Latto discussed some of her challenges throughout her profession in March 2022:

“I’m clearing my album right now, and it’s been, like, difficult to deal with these men, you know what I’m saying? They don’t know how to keep it business,” she said in a sit-down interview with Big Boy TV, per Complex. “I’m just keeping 100. It’s a feature on my album that it was difficult to clear, and they like trying to drop their nuts on me because I won’t respond to a DM.”

She later told The Breakfast Club about the comments:

“My intentions was not to, like, make this a whole thing. I just was looking at it as, like, I’m a new female rapper in the game. I wish somebody could have gave me some insight about how this stuff really goes.
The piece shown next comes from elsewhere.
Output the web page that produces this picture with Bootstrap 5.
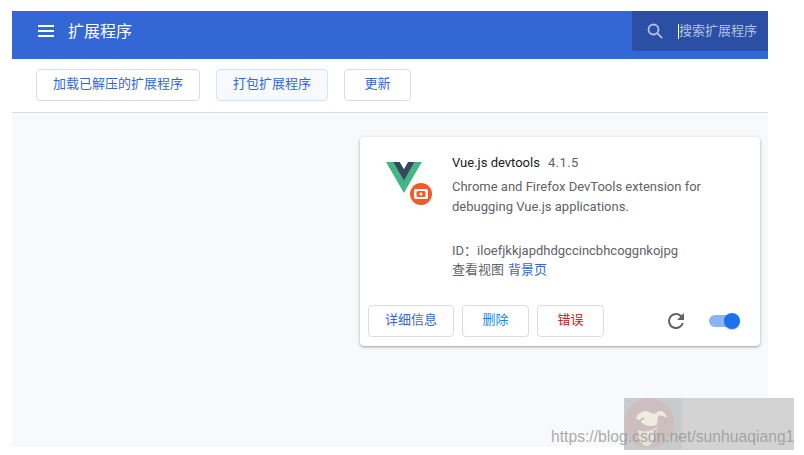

You hear, like, ‘Oh, female rappers have it harder.’ But I wanted to give a little insight into what specifically makes it harder for a female rapper. I didn’t want it to distract from the music or anything so I kind of wish, in a way, I didn’t say that.”

“A lot of times we’re bullied behind closed doors by these corporations or male artists or male producers or billion-dollar businesses and labels going against you,” she later explained in a Complex interview. “They can call the shots on your creativity, which I think is very lame and unfair.

But I think my little voice can make an impact and maybe encourage other people to speak on what they go through, too, because I’m not the only female that experiences these things, but we’re told to silence it.”

Later on in the year, Latto and Nicki Minaj got into a nasty back-and-forth dispute after The Hollywood Reporter reported that The Recording Academy, which oversees the Grammy Awards, would not accept Nicki’s “Super Freak Girl” song for the rap categories and would instead classify it as a pop song:

“I have no prob being moved out the RAP category as long as we r ALL being treated FAIRLY,”

Nicki, 39, tweeted in response to the report:

 “If [‘Super Freaky Girl’] has 2B moved out RAP then so does [Latto’s Song] ‘Big Energy!’ ANY1 who says diff is simply a Nicki hater or a troll.”

Latto seemingly responded to Nicki dragging her into this conversation by tweeting:

“Damn, I can’t win for losing… all these awards/noms I can’t even celebrate.” The two allegedly made an effort to speak discreetly, but the argument became public. Nicki called Latto a “Karen” in a now-deleted tweet, Latto said Nicki was “literally older than my mom [and] tryna be a bully.” The public altercation got messier as the Barbz joined in and DMs were exchanged. In the end, Nicki erased the majority of her remarks.